读取的数据集，我们查看了输入和输出的词典的一些属性，熟悉构建的词典里面的词与索引，也打印第一个样本看下，内容是法语和英语的词索引序列，长度为7，数据集整理好之后，我们接下来就是使用含有注意力机制的编码器-解码器来简单的做个机器翻译。

这里简短介绍下注意力机制，我们回头选一个法语-英语句子对示例来说明下，比如法语：“ils regardent .they are watching .”法语ils regardent .翻译成英语they are watching .我们发现其实英语they are只需关注法语中的ils，watching关注regardent，.直接映射即可。这个例子表明解码器在每一时间步对输入序列中不同时间步的表征或编码信息分配不同的注意力一样，这种机制就叫做注意力机制。

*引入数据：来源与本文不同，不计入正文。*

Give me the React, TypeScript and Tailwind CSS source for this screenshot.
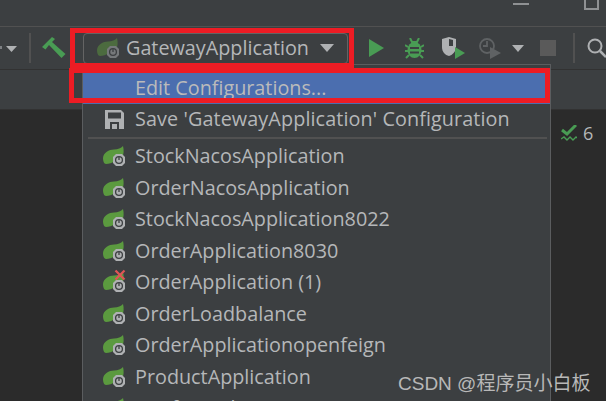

那么这里可以了解到，注意力机制通过对编码器所有时间步的隐藏状态做加权平均来得到背景变量c，解码器在每一时间步调整这些权重，即注意力权重，从而能够在不同时间步分别关注输入序列中的不同部分并编码进相应时间步的背景变量。本质上来讲就是，注意力机制能够为表征中较有价值的部分分配较多的计算资源。除了在自然语言处理NLP中应用，还广泛使用到图像分类，自动图像描述和语音识别等等。目前很火爆的ChatGPT是基于Transformer，而这个变换器模型的设计就是依靠注意力机制来编码输入序列并解码出输出序列的。

编码器

我们通过对输入语言的词索引做词嵌入得到特征（或叫词的表征），然后输入到一个多层门控循环单元中(GRU)，在前面文章有介绍过，Gluon的rnn.GRU实例在前向计算后也会返回输出和最终时间步的多层隐藏状态。其中的输出指的是最后一层的隐藏层在各个时间步的隐藏状态，并不涉及输出层的计算，注意力机制将这些输出作为键项和值项。

class Encoder(nn.Block):
    def __init__(self, vocab_size,embed_size,num_hiddens,num_layers,drop_prob=0,**kwargs):
        super(Encoder,self).__init__(**kwargs)
        #词嵌入
        self.embedding=nn.Embedding(vocab_size,embed_size)
        #对输入序列应用多层门控循环单元(GRU) RNN
        self.rnn=rnn.GRU(num_hiddens,num_layers,dropout=drop_prob)

    def forward(self, inputs,state):
        #输入的形状是(批量大小,时间步数),所以需要交换为(时间步数,批量大小)
        embedding=self.embedding(inputs).swapaxes(0,1)
        return self.rnn(embedding,state)
    
    def begin_state(self,*args,**kwargs):
        return self.rnn.begin_state(*args,**kwargs)

来测试下，使用一个批量大小为4，时间步数为7的小批量输入。其中门控循环单元的隐藏单元个数为16，隐藏层数设置为2。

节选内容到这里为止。